§ What the task asks
Exclude the pictures, then repeat the remaining data exactly.

§ Information supplied
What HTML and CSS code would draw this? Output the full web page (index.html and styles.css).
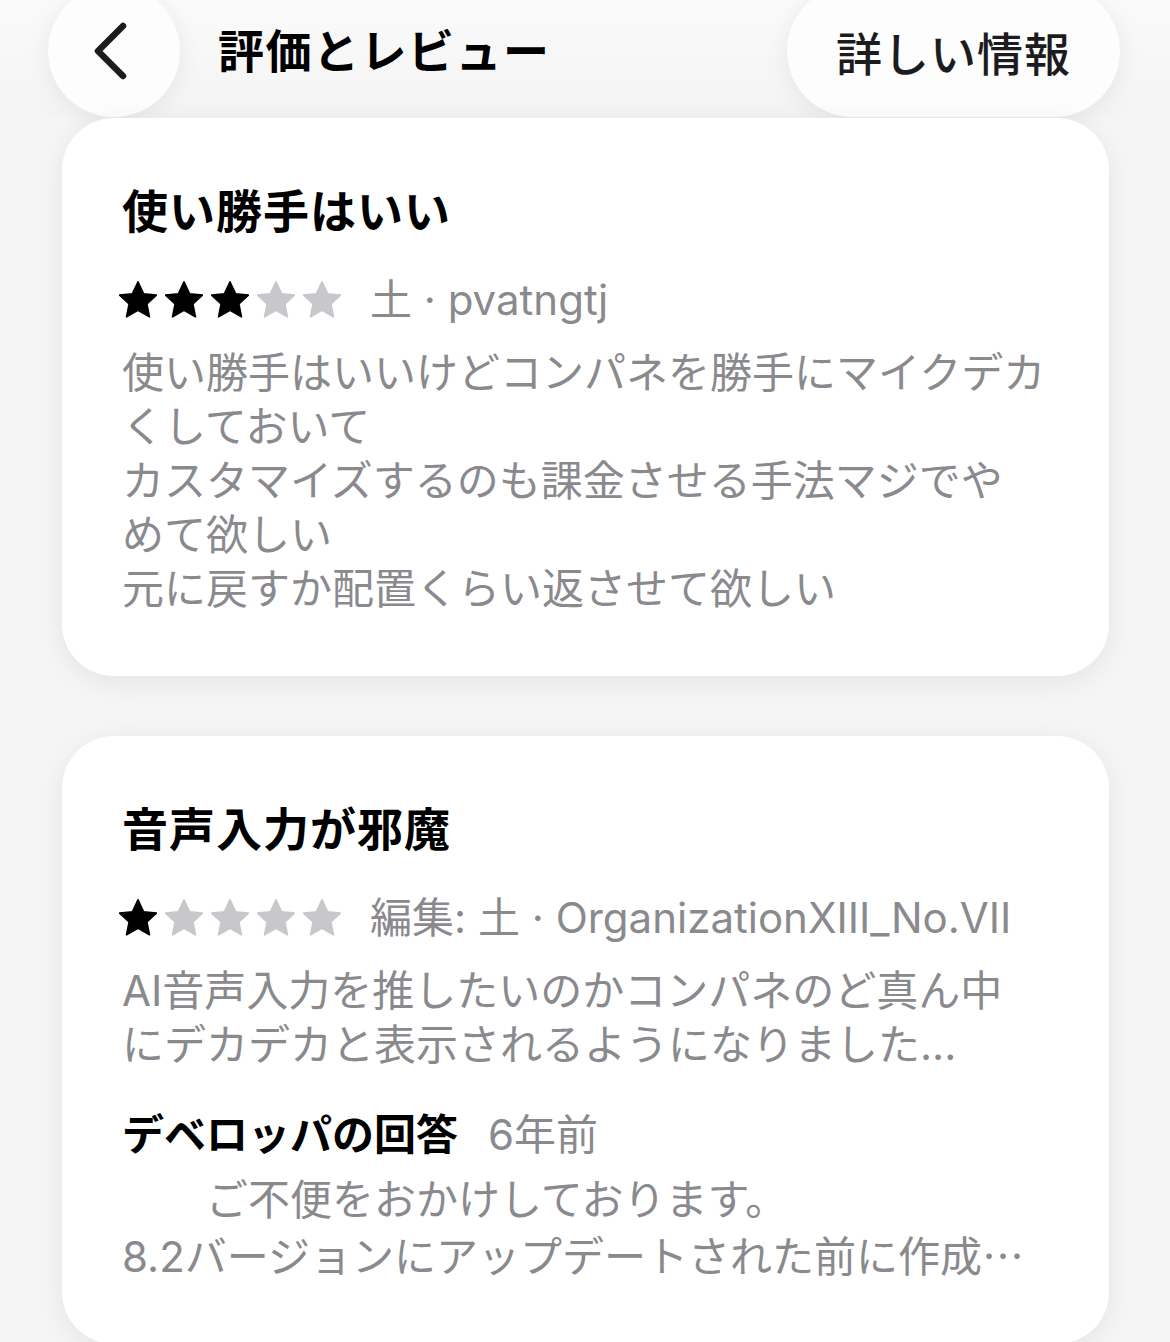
FILE: index.html
```html
<!DOCTYPE html>
<html lang="ja">
<head>
<meta charset="utf-8">
<title>評価とレビュー</title>
<link rel="stylesheet" href="styles.css">
</head>
<body>
<div class="page">
  <header class="topbar">
    <button class="back-btn" aria-label="戻る">
      <svg width="44" height="60" viewBox="0 0 44 60"><path d="M34 5 L9 30 L34 55" fill="none" stroke="#1c1c1e" stroke-width="6.5" stroke-linecap="round" stroke-linejoin="round"/></svg>
    </button>
    <h1 class="page-title">評価とレビュー</h1>
    <button class="info-btn">詳しい情報</button>
  </header>

  <main class="reviews">
    <article class="card">
      <h2 class="card-title">使い勝手はいい</h2>
      <div class="meta-row">
        <div class="stars">
          <svg class="star on" viewBox="2.4 2.2 19.2 19.2"><path d="M12 2.6l2.8 6 6.5.7-4.8 4.5 1.3 6.5L12 17l-5.8 3.3 1.3-6.5-4.8-4.5 6.5-.7z"/></svg>
          <svg class="star on" viewBox="2.4 2.2 19.2 19.2"><path d="M12 2.6l2.8 6 6.5.7-4.8 4.5 1.3 6.5L12 17l-5.8 3.3 1.3-6.5-4.8-4.5 6.5-.7z"/></svg>
          <svg class="star on" viewBox="2.4 2.2 19.2 19.2"><path d="M12 2.6l2.8 6 6.5.7-4.8 4.5 1.3 6.5L12 17l-5.8 3.3 1.3-6.5-4.8-4.5 6.5-.7z"/></svg>
          <svg class="star off" viewBox="2.4 2.2 19.2 19.2"><path d="M12 2.6l2.8 6 6.5.7-4.8 4.5 1.3 6.5L12 17l-5.8 3.3 1.3-6.5-4.8-4.5 6.5-.7z"/></svg>
          <svg class="star off" viewBox="2.4 2.2 19.2 19.2"><path d="M12 2.6l2.8 6 6.5.7-4.8 4.5 1.3 6.5L12 17l-5.8 3.3 1.3-6.5-4.8-4.5 6.5-.7z"/></svg>
        </div>
        <span class="meta">土 · pvatngtj</span>
      </div>
      <p class="body">使い勝手はいいけどコンパネを勝手にマイクデカ<br>くしておいて<br>カスタマイズするのも課金させる手法マジでや<br>めて欲しい<br>元に戻すか配置くらい返させて欲しい</p>
    </article>

    <article class="card">
      <h2 class="card-title">音声入力が邪魔</h2>
      <div class="meta-row">
        <div class="stars">
          <svg class="star on" viewBox="2.4 2.2 19.2 19.2"><path d="M12 2.6l2.8 6 6.5.7-4.8 4.5 1.3 6.5L12 17l-5.8 3.3 1.3-6.5-4.8-4.5 6.5-.7z"/></svg>
          <svg class="star off" viewBox="2.4 2.2 19.2 19.2"><path d="M12 2.6l2.8 6 6.5.7-4.8 4.5 1.3 6.5L12 17l-5.8 3.3 1.3-6.5-4.8-4.5 6.5-.7z"/></svg>
          <svg class="star off" viewBox="2.4 2.2 19.2 19.2"><path d="M12 2.6l2.8 6 6.5.7-4.8 4.5 1.3 6.5L12 17l-5.8 3.3 1.3-6.5-4.8-4.5 6.5-.7z"/></svg>
          <svg class="star off" viewBox="2.4 2.2 19.2 19.2"><path d="M12 2.6l2.8 6 6.5.7-4.8 4.5 1.3 6.5L12 17l-5.8 3.3 1.3-6.5-4.8-4.5 6.5-.7z"/></svg>
          <svg class="star off" viewBox="2.4 2.2 19.2 19.2"><path d="M12 2.6l2.8 6 6.5.7-4.8 4.5 1.3 6.5L12 17l-5.8 3.3 1.3-6.5-4.8-4.5 6.5-.7z"/></svg>
        </div>
        <span class="meta">編集: 土 · OrganizationXIII_No.VII</span>
      </div>
      <p class="body">AI音声入力を推したいのかコンパネのど真ん中<br>にデカデカと表示されるようになりました...</p>
      <div class="dev-head">
        <span class="dev-label">デベロッパの回答</span>
        <span class="dev-date">6年前</span>
      </div>
      <p class="body dev-body">　　ご不便をおかけしております。<br>8.2バージョンにアップデートされた前に作成<span class="cjk-ellipsis">…</span></p>
    </article>
  </main>
</div>
</body>
</html>
```

FILE: styles.css
```css
html, body {
  margin: 0;
  padding: 0;
}

body {
  background: #f5f5f5;
  font-family: Inter, "Noto Sans CJK JP", sans-serif;
  color: #000;
  overflow: hidden;
}

.page {
  width: 1170px;
}

.topbar {
  display: flex;
  align-items: center;
  height: 132px;
  margin-top: -15px;
  padding: 0 50px 0 48px;
  background: linear-gradient(#fbfbfb, #f4f4f4);
}

.back-btn {
  width: 132px;
  height: 132px;
  border: none;
  border-radius: 50%;
  background: #fdfdfd;
  box-shadow: 0 4px 26px rgba(0, 0, 0, 0.07);
  display: flex;
  align-items: center;
  justify-content: center;
  padding: 0 6px 0 0;
  margin: 0;
}

.page-title {
  margin: 0 0 0 38px;
  font-size: 46px;
  font-weight: 700;
  line-height: 56px;
  letter-spacing: 1.5px;
  flex: 1;
  color: #000;
}

.info-btn {
  height: 132px;
  width: 333px;
  border: none;
  border-radius: 66px;
  background: #fdfdfd;
  box-shadow: 0 4px 26px rgba(0, 0, 0, 0.07);
  font-family: Inter, "Noto Sans CJK JP", sans-serif;
  font-size: 46px;
  font-weight: 500;
  color: #1c1c1e;
  padding: 0;
  margin: 0;
  letter-spacing: 1px;
}

.reviews {
  display: flex;
  flex-direction: column;
  gap: 60px;
  padding: 1px 61px 0 62px;
}

.card {
  background: #fff;
  border-radius: 52px;
  box-shadow: 0 6px 28px rgba(0, 0, 0, 0.07);
  padding: 65px 60px 60px;
}

.card-title {
  margin: 0;
  font-size: 46px;
  font-weight: 700;
  line-height: 56px;
  letter-spacing: 1px;
  color: #000;
}

.meta-row {
  display: flex;
  align-items: center;
  height: 54px;
  margin-top: 34px;
}

.stars {
  display: flex;
  gap: 8px;
  margin-right: 29px;
  margin-left: -3px;
}

.star {
  width: 38px;
  height: 38px;
}

.star path {
  stroke-width: 0.8;
  stroke-linejoin: round;
}

.star.on path {
  fill: #000;
  stroke: #000;
}

.star.off path {
  fill: #c7c7cc;
  stroke: #c7c7cc;
}

.meta {
  font-size: 42px;
  line-height: 54px;
  color: #8a8a8e;
  white-space: nowrap;
}

.body {
  margin: 19px 0 0;
  font-size: 42px;
  line-height: 54px;
  color: #8a8a8e;
  white-space: nowrap;
}

.cjk-ellipsis {
  font-family: "Noto Sans CJK JP", sans-serif;
}

.dev-head {
  display: flex;
  align-items: baseline;
  margin-top: 36px;
  height: 54px;
  line-height: 54px;
}

.dev-label {
  font-size: 42px;
  font-weight: 700;
  color: #000;
}

.dev-date {
  font-size: 42px;
  color: #8a8a8e;
  margin-left: 30px;
}

.dev-body {
  margin-top: 11px;
}
```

§ Answer to the problem
What HTML and CSS code would draw this? Output the full web page (index.html and styles.css).
FILE: index.html
```html
<!DOCTYPE html>
<html lang="ja">
<head>
<meta charset="utf-8">
<title>評価とレビュー</title>
<link rel="stylesheet" href="styles.css">
</head>
<body>
<div class="page">
  <header class="topbar">
    <button class="back-btn" aria-label="戻る">
      <svg width="44" height="60" viewBox="0 0 44 60"><path d="M34 5 L9 30 L34 55" fill="none" stroke="#1c1c1e" stroke-width="6.5" stroke-linecap="round" stroke-linejoin="round"/></svg>
    </button>
    <h1 class="page-title">評価とレビュー</h1>
    <button class="info-btn">詳しい情報</button>
  </header>

  <main class="reviews">
    <article class="card">
      <h2 class="card-title">使い勝手はいい</h2>
      <div class="meta-row">
        <div class="stars">
          <svg class="star on" viewBox="2.4 2.2 19.2 19.2"><path d="M12 2.6l2.8 6 6.5.7-4.8 4.5 1.3 6.5L12 17l-5.8 3.3 1.3-6.5-4.8-4.5 6.5-.7z"/></svg>
          <svg class="star on" viewBox="2.4 2.2 19.2 19.2"><path d="M12 2.6l2.8 6 6.5.7-4.8 4.5 1.3 6.5L12 17l-5.8 3.3 1.3-6.5-4.8-4.5 6.5-.7z"/></svg>
          <svg class="star on" viewBox="2.4 2.2 19.2 19.2"><path d="M12 2.6l2.8 6 6.5.7-4.8 4.5 1.3 6.5L12 17l-5.8 3.3 1.3-6.5-4.8-4.5 6.5-.7z"/></svg>
          <svg class="star off" viewBox="2.4 2.2 19.2 19.2"><path d="M12 2.6l2.8 6 6.5.7-4.8 4.5 1.3 6.5L12 17l-5.8 3.3 1.3-6.5-4.8-4.5 6.5-.7z"/></svg>
          <svg class="star off" viewBox="2.4 2.2 19.2 19.2"><path d="M12 2.6l2.8 6 6.5.7-4.8 4.5 1.3 6.5L12 17l-5.8 3.3 1.3-6.5-4.8-4.5 6.5-.7z"/></svg>
        </div>
        <span class="meta">土 · pvatngtj</span>
      </div>
      <p class="body">使い勝手はいいけどコンパネを勝手にマイクデカ<br>くしておいて<br>カスタマイズするのも課金させる手法マジでや<br>めて欲しい<br>元に戻すか配置くらい返させて欲しい</p>
    </article>

    <article class="card">
      <h2 class="card-title">音声入力が邪魔</h2>
      <div class="meta-row">
        <div class="stars">
          <svg class="star on" viewBox="2.4 2.2 19.2 19.2"><path d="M12 2.6l2.8 6 6.5.7-4.8 4.5 1.3 6.5L12 17l-5.8 3.3 1.3-6.5-4.8-4.5 6.5-.7z"/></svg>
          <svg class="star off" viewBox="2.4 2.2 19.2 19.2"><path d="M12 2.6l2.8 6 6.5.7-4.8 4.5 1.3 6.5L12 17l-5.8 3.3 1.3-6.5-4.8-4.5 6.5-.7z"/></svg>
          <svg class="star off" viewBox="2.4 2.2 19.2 19.2"><path d="M12 2.6l2.8 6 6.5.7-4.8 4.5 1.3 6.5L12 17l-5.8 3.3 1.3-6.5-4.8-4.5 6.5-.7z"/></svg>
          <svg class="star off" viewBox="2.4 2.2 19.2 19.2"><path d="M12 2.6l2.8 6 6.5.7-4.8 4.5 1.3 6.5L12 17l-5.8 3.3 1.3-6.5-4.8-4.5 6.5-.7z"/></svg>
          <svg class="star off" viewBox="2.4 2.2 19.2 19.2"><path d="M12 2.6l2.8 6 6.5.7-4.8 4.5 1.3 6.5L12 17l-5.8 3.3 1.3-6.5-4.8-4.5 6.5-.7z"/></svg>
        </div>
        <span class="meta">編集: 土 · OrganizationXIII_No.VII</span>
      </div>
      <p class="body">AI音声入力を推したいのかコンパネのど真ん中<br>にデカデカと表示されるようになりました...</p>
      <div class="dev-head">
        <span class="dev-label">デベロッパの回答</span>
        <span class="dev-date">6年前</span>
      </div>
      <p class="body dev-body">　　ご不便をおかけしております。<br>8.2バージョンにアップデートされた前に作成<span class="cjk-ellipsis">…</span></p>
    </article>
  </main>
</div>
</body>
</html>
```

FILE: styles.css
```css
html, body {
  margin: 0;
  padding: 0;
}

body {
  background: #f5f5f5;
  font-family: Inter, "Noto Sans CJK JP", sans-serif;
  color: #000;
  overflow: hidden;
}

.page {
  width: 1170px;
}

.topbar {
  display: flex;
  align-items: center;
  height: 132px;
  margin-top: -15px;
  padding: 0 50px 0 48px;
  background: linear-gradient(#fbfbfb, #f4f4f4);
}

.back-btn {
  width: 132px;
  height: 132px;
  border: none;
  border-radius: 50%;
  background: #fdfdfd;
  box-shadow: 0 4px 26px rgba(0, 0, 0, 0.07);
  display: flex;
  align-items: center;
  justify-content: center;
  padding: 0 6px 0 0;
  margin: 0;
}

.page-title {
  margin: 0 0 0 38px;
  font-size: 46px;
  font-weight: 700;
  line-height: 56px;
  letter-spacing: 1.5px;
  flex: 1;
  color: #000;
}

.info-btn {
  height: 132px;
  width: 333px;
  border: none;
  border-radius: 66px;
  background: #fdfdfd;
  box-shadow: 0 4px 26px rgba(0, 0, 0, 0.07);
  font-family: Inter, "Noto Sans CJK JP", sans-serif;
  font-size: 46px;
  font-weight: 500;
  color: #1c1c1e;
  padding: 0;
  margin: 0;
  letter-spacing: 1px;
}

.reviews {
  display: flex;
  flex-direction: column;
  gap: 60px;
  padding: 1px 61px 0 62px;
}

.card {
  background: #fff;
  border-radius: 52px;
  box-shadow: 0 6px 28px rgba(0, 0, 0, 0.07);
  padding: 65px 60px 60px;
}

.card-title {
  margin: 0;
  font-size: 46px;
  font-weight: 700;
  line-height: 56px;
  letter-spacing: 1px;
  color: #000;
}

.meta-row {
  display: flex;
  align-items: center;
  height: 54px;
  margin-top: 34px;
}

.stars {
  display: flex;
  gap: 8px;
  margin-right: 29px;
  margin-left: -3px;
}

.star {
  width: 38px;
  height: 38px;
}

.star path {
  stroke-width: 0.8;
  stroke-linejoin: round;
}

.star.on path {
  fill: #000;
  stroke: #000;
}

.star.off path {
  fill: #c7c7cc;
  stroke: #c7c7cc;
}

.meta {
  font-size: 42px;
  line-height: 54px;
  color: #8a8a8e;
  white-space: nowrap;
}

.body {
  margin: 19px 0 0;
  font-size: 42px;
  line-height: 54px;
  color: #8a8a8e;
  white-space: nowrap;
}

.cjk-ellipsis {
  font-family: "Noto Sans CJK JP", sans-serif;
}

.dev-head {
  display: flex;
  align-items: baseline;
  margin-top: 36px;
  height: 54px;
  line-height: 54px;
}

.dev-label {
  font-size: 42px;
  font-weight: 700;
  color: #000;
}

.dev-date {
  font-size: 42px;
  color: #8a8a8e;
  margin-left: 30px;
}

.dev-body {
  margin-top: 11px;
}
```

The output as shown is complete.